Located just over one nautical mile from Rocky Point, the southern most point on Vancouver Island, Race Rocks is the most southerly part of Canada on the Pacific Coast. The extraordinary tidal flow, one of the strongest on the coast, is not surprising when one considers that the entire flow of a one or two fathom tidal change for all of Georgia Strait, Haro Strait and Puget Sound rushes past Race Rocks twice each day.
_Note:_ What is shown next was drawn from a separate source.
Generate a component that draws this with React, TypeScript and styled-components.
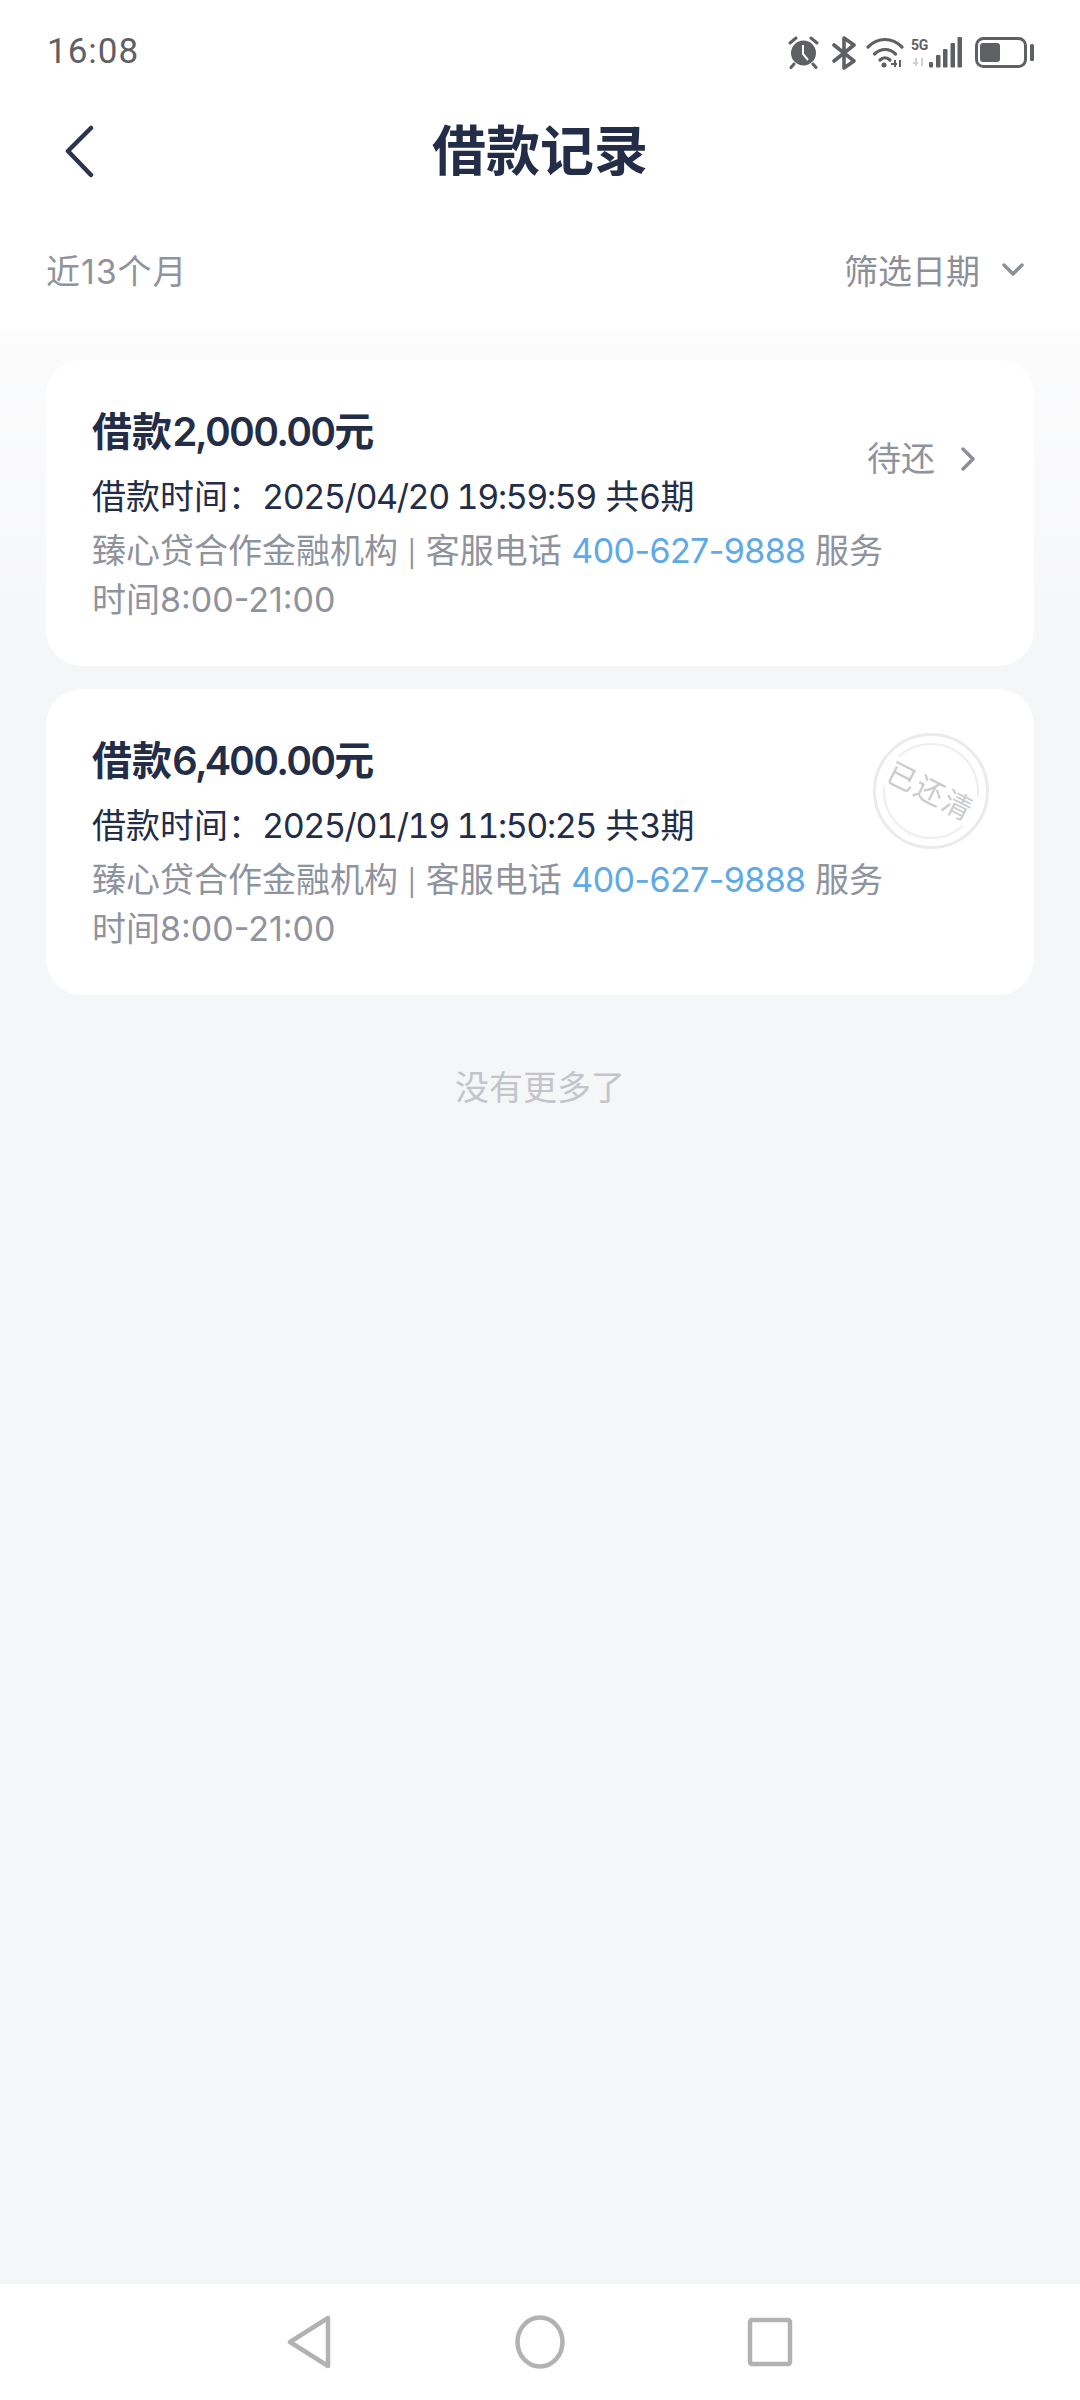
import React from 'react';
import styled, {createGlobalStyle} from 'styled-components';

const GlobalStyle = createGlobalStyle`
  html, body {
    margin: 0;
    padding: 0;
    background: #f5f6f8;
  }
  * {
    box-sizing: border-box;
  }
`;

const FONT = `Inter, "Noto Sans CJK SC", sans-serif`;

const Screen = styled.div`
  width: 1080px;
  height: 2400px;
  display: flex;
  flex-direction: column;
  background: #f5f6f8;
  font-family: ${FONT};
  overflow: hidden;
`;

const Top = styled.header`
  height: 330px;
  flex: none;
  background: #fff;
  display: flex;
  flex-direction: column;
`;

const StatusBar = styled.div`
  height: 104px;
  padding: 30px 46px 0 47px;
  display: flex;
  justify-content: space-between;
  align-items: flex-start;
`;

const Clock = styled.span`
  font-family: Roboto, sans-serif;
  font-size: 35px;
  line-height: 44px;
  letter-spacing: 1px;
  color: #5f6064;
`;

const StatusIcons = styled.svg`
  margin-top: 6px;
`;

const TitleRow = styled.div`
  height: 96px;
  position: relative;
  display: flex;
  align-items: center;
  justify-content: center;
`;

const BackIcon = styled.svg`
  position: absolute;
  left: 62px;
  top: 21px;
`;

const Title = styled.h1`
  margin: 0;
  font-size: 54px;
  line-height: 64px;
  font-weight: 700;
  color: #232d47;
`;

const FilterRow = styled.div`
  flex: 1;
  padding: 9px 56px 0 46px;
  display: flex;
  justify-content: space-between;
  align-items: center;
  color: #8f939d;
  font-size: 34px;
`;

const Period = styled.span`
  letter-spacing: 0.9px;
`;

const Filter = styled.div`
  display: flex;
  align-items: center;
  gap: 22px;
  color: #8b8f99;
`;

const List = styled.main`
  flex: 1;
  padding: 30px 46px 0;
  display: flex;
  flex-direction: column;
  gap: 23px;
  background: linear-gradient(#fcfcfd 0, #f5f6f8 340px);
`;

const Card = styled.section`
  height: 306px;
  border-radius: 36px;
  background: #fff;
  padding: 44px 46px 0;
  position: relative;
`;

const Amount = styled.div`
  font-size: 40px;
  line-height: 56px;
  font-weight: 700;
  color: #232d47;
`;

const AmountValue = styled.span`
  font-weight: 600;
  font-variant-numeric: tabular-nums;
  letter-spacing: -1.8px;
`;

const Time = styled.div`
  margin-top: 14px;
  font-size: 34px;
  line-height: 46px;
  color: #232d47;
`;

const TimeValue = styled.span`
  font-variant-numeric: tabular-nums;
  letter-spacing: -1.4px;
`;

const Note = styled.div`
  width: 810px;
  margin-top: 8px;
  font-size: 34px;
  line-height: 46px;
  color: #8f939e;
`;

const Pipe = styled.span`
  font-size: 26px;
`;

const Phone = styled.span`
  color: #5ea9e6;
  letter-spacing: -0.6px;
`;

const Status = styled.div`
  position: absolute;
  right: 58px;
  top: 76px;
  display: flex;
  align-items: center;
  gap: 25px;
  font-size: 34px;
  line-height: 46px;
  color: #8f939e;
`;

const Stamp = styled.div`
  position: absolute;
  right: 45px;
  top: 44px;
  width: 116px;
  height: 116px;
  border-radius: 50%;
  border: 3px solid #ebebed;
  display: flex;
  align-items: center;
  justify-content: center;

  &::before {
    content: '';
    position: absolute;
    inset: 7px;
    border-radius: 50%;
    border: 2px solid #eeeef0;
  }
`;

const StampText = styled.span`
  font-size: 29px;
  line-height: 1;
  letter-spacing: 2px;
  color: #cbccd0;
  transform: rotate(27deg);
  background: #fff;
  padding: 2px 2px;
  position: relative;
  white-space: nowrap;
`;

const End = styled.div`
  margin-top: 47px;
  text-align: center;
  font-size: 34px;
  line-height: 46px;
  color: #c3c5cb;
`;

const NavBar = styled.nav`
  height: 116px;
  flex: none;
  background: #fff;
  display: flex;
  align-items: center;
  justify-content: center;
  gap: 182px;
`;

const StatusGlyphs = () => (
  <StatusIcons width="246" height="34" viewBox="0 0 246 34">
    {/* alarm */}
    <circle cx="15.5" cy="17" r="12.5" fill="#5f6064" />
    <path d="M15 9v9l5 6" fill="none" stroke="#fff" strokeWidth="2" />
    <path d="M2 7l6-5M29 7l-6-5M6 28l-3 3.5M25 28l3 3.5" stroke="#5f6064" strokeWidth="3" strokeLinecap="round" />
    {/* bluetooth */}
    <path d="M46 9l20 16-10 7V2l10 7-20 16" fill="none" stroke="#5f6064" strokeWidth="3.6" strokeLinejoin="round" strokeLinecap="round" />
    {/* wifi */}
    <path d="M80 11c10-10 24-10 34 0M86.5 18c6.500-6 15-6 21 0M92 24c3-3 7-3 10 0" fill="none" stroke="#5f6064" strokeWidth="3.2" strokeLinecap="round" />
    <circle cx="96" cy="29" r="2.5" fill="#5f6064" />
    <path d="M103 28h6M107 24v7M112 24v7" stroke="#5f6064" strokeWidth="2" />
    {/* 5G */}
    <text x="123" y="14" fontSize="14" fontWeight="700" fontFamily="Roboto, sans-serif" fill="#5f6064" letterSpacing="-0.4">5G</text>
    <path d="M125 27h5M128 22v8M134 22v8" stroke="#cfcfd1" strokeWidth="2" />
    {/* signal */}
    <rect x="141" y="26" width="4" height="5.500" rx="1" fill="#5f6064" />
    <rect x="148" y="19" width="4.500" height="12.500" rx="1" fill="#5f6064" />
    <rect x="155" y="13" width="4.500" height="18.500" rx="1" fill="#5f6064" />
    <rect x="162.500" y="7" width="4.500" height="24.500" rx="1" fill="#5f6064" />
    <rect x="169.500" y="1" width="4.500" height="30.500" rx="1" fill="#5f6064" />
    {/* battery */}
    <rect x="188.500" y="2.500" width="49" height="28" rx="7" fill="none" stroke="#5f6064" strokeWidth="3" />
    <rect x="192" y="7" width="20" height="19" rx="3" fill="#5f6064" />
    <rect x="242" y="8" width="4" height="17" rx="1.500" fill="#5f6064" />
  </StatusIcons>
);

const Chevron = ({d, w, h}: {d: string; w: number; h: number}) => (
  <svg width={w} height={h} viewBox={`0 0 ${w} ${h}`}>
    <path d={d} fill="none" stroke="#8b8f99" strokeWidth="3.4" strokeLinecap="round" strokeLinejoin="round" />
  </svg>
);

const records = [
  {amount: '2,000.00', time: '2025/04/20 19:59:59', terms: 6, pending: true},
  {amount: '6,400.00', time: '2025/01/19 11:50:25', terms: 3, pending: false},
];

export default function App() {
  return (
    <Screen>
      <GlobalStyle />
      <Top>
        <StatusBar>
          <Clock>16:08</Clock>
          <StatusGlyphs />
        </StatusBar>
        <TitleRow>
          <BackIcon width="34" height="54" viewBox="0 0 34 54">
            <path d="M29 3L6 26l23 24" fill="none" stroke="#2b3550" strokeWidth="4.500" strokeLinecap="round" strokeLinejoin="round" />
          </BackIcon>
          <Title>借款记录</Title>
        </TitleRow>
        <FilterRow>
          <Period>近13个月</Period>
          <Filter>
            <span>筛选日期</span>
            <Chevron d="M2 2l9 9 9-9" w={22} h={14} />
          </Filter>
        </FilterRow>
      </Top>
      <List>
        {records.map((r) => (
          <Card key={r.amount}>
            <Amount>
              借款<AmountValue>{r.amount}</AmountValue>元
            </Amount>
            <Time>
              借款时间：<TimeValue>{r.time}</TimeValue> 共{r.terms}期
            </Time>
            <Note>
              臻心贷合作金融机构 <Pipe>|</Pipe> 客服电话 <Phone>400-627-9888</Phone> 服务时间8:00-21:00
            </Note>
            {r.pending ? (
              <Status>
                待还
                <Chevron d="M3 2l10 10L3 22" w={16} h={24} />
              </Status>
            ) : (
              <Stamp>
                <StampText>已还清</StampText>
              </Stamp>
            )}
          </Card>
        ))}
        <End>没有更多了</End>
      </List>
      <NavBar>
        <svg width="46" height="54" viewBox="0 0 46 54">
          <path d="M41 3v48L3 27z" fill="none" stroke="#b2b2b2" strokeWidth="4.500" strokeLinejoin="round" />
        </svg>
        <svg width="50" height="54" viewBox="0 0 50 54">
          <ellipse cx="25" cy="27" rx="22.500" ry="24.500" fill="none" stroke="#b2b2b2" strokeWidth="4.500" />
        </svg>
        <svg width="46" height="50" viewBox="0 0 46 50">
          <rect x="3" y="3" width="40" height="44" rx="2" fill="none" stroke="#b2b2b2" strokeWidth="4.500" />
        </svg>
      </NavBar>
    </Screen>
  );
}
At the narrowest point in the Strait of Juan de Fuca, with only 12 nautical miles separating it from the American shore, Race Rocks is swept not only by the strong tides but also the surging waves of the Pacific ocean. 
So in a nutshell, it can be a really dangerous spot for ships, therefore that's
why the lighthouse was built and began operating in 1860, continuously 
flashing it's powerful light uninterrupted until 1997...
I've always wanted to take a little trip out here and this night was the perfect night; warm, good company and the most extraordinary sunset...
Race Rocks is an Ecological Reserve with ongoing scientific research studies and
educational programs managed by Pearson College. 
It's a designated Marine Protected Area.
 It is a haulout area for California and Northern sealions and a birthing rookery for Harbour seals. It is also the most northerly birthing colony on the Pacific Coast of North America.
As an Marine Protected Area there are rules about how close boats can come in contact with the wildlife.
We were lucky enough to catch some great sights of the Sea lions on the rocks and 
I snapped a few shots, although the current was quite strong and rocking our boat pretty good!
From the looks of this guy, I'd say he was the King of this harem!
Their beautiful golden fur was brought out even more with the sunset...
A happy and proud moment for the Shah...
Sigh....what an evening it was....
The crew from the hostel and our pilot in the back there...don't worry...the boat was NOT in motion for this shot! He was great and even let us all take a shot at driving the boat for a while...
And so the sun sets on another perfect day on the coast...

4 comments:

Limner said...

Please tell us more about the float home community. Is it what I think? Gonna Google it right this minute!

Kerry O'Gorman said...

It's quite a little community full of funky houses set upon floats....seems ideal in the summer but wouldn't want to be there for the winter storms! Lots of cool little gardens on the floats as well! Tiny ferries shuttle people to and fro the downtown core.

Acornmoon said...

What an adventure you have had. I always think of seals as wet and shiny creatures but of course they have fur.They look more leathery when wet I suppose.

Nancy Kay said...

What a great tour! I love the pictures of the lighthouse, the seals, the sunset. You got some beautiful shots!